Generalised state spaces and non-locality in fault tolerant quantum computing schemes

TL;DR

This paper explores how restricted measurements in quantum computing alter entanglement and non-locality, leading to new classical simulation methods and insights into fault tolerance thresholds.

Contribution

It introduces a framework linking restricted measurement-based entanglement to classical simulability and non-local correlations in fault-tolerant quantum schemes.

Findings

Restricted measurements change entanglement properties.

Some noisy quantum computers can be classically simulated.

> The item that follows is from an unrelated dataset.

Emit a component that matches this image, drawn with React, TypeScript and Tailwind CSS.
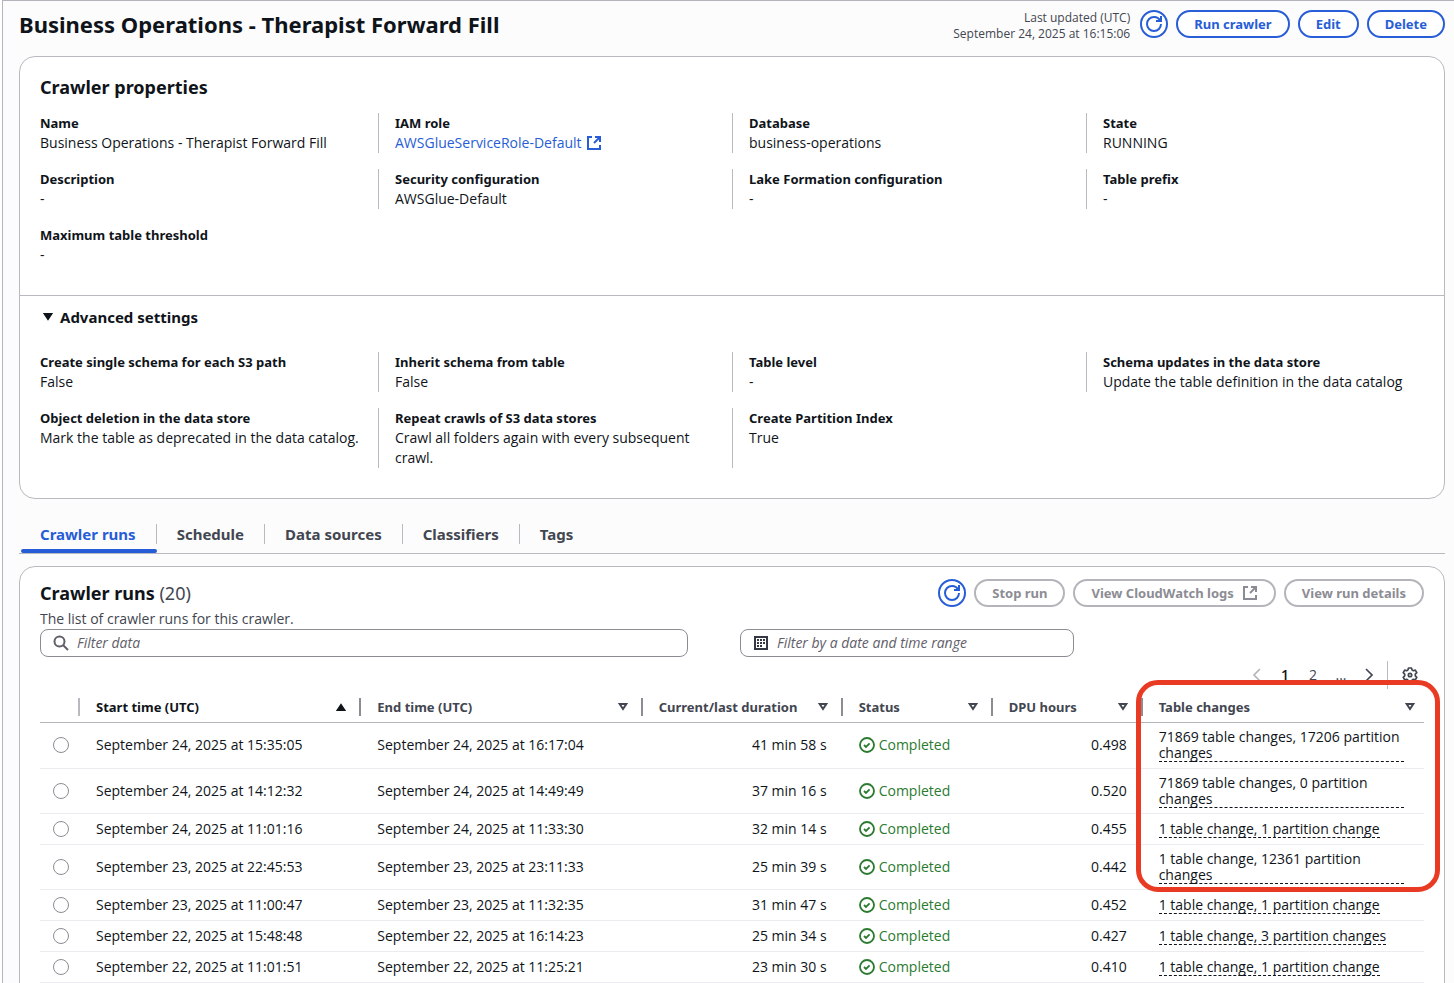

New regimes of quantum evolution are identified that do not improve fault tolerance bounds.

Abstract

We develop connections between generalised notions of entanglement and quantum computational devices where the measurements available are restricted, either because they are noisy and/or because by design they are only along Pauli directions. By considering restricted measurements one can (by considering the dual positive operators) construct single particle state spaces that are different to the usual quantum state space. This leads to a modified notion of entanglement that can be very different to the quantum version (for example, Bell states can become separable). We use this approach to develop alternative methods of classical simulation that have strong connections to the study of non-local correlations: we construct noisy quantum computers that admit operations outside the Clifford set and can generate some forms of multiparty quantum entanglement, but are otherwise classical in that they can be efficiently simulated classically and cannot generate non-local statistics. Although the approach provides new regimes of noisy quantum evolution that can be efficiently simulated classically, it does not appear to lead to significant reductions of existing upper bounds to fault tolerance thresholds for common noise models.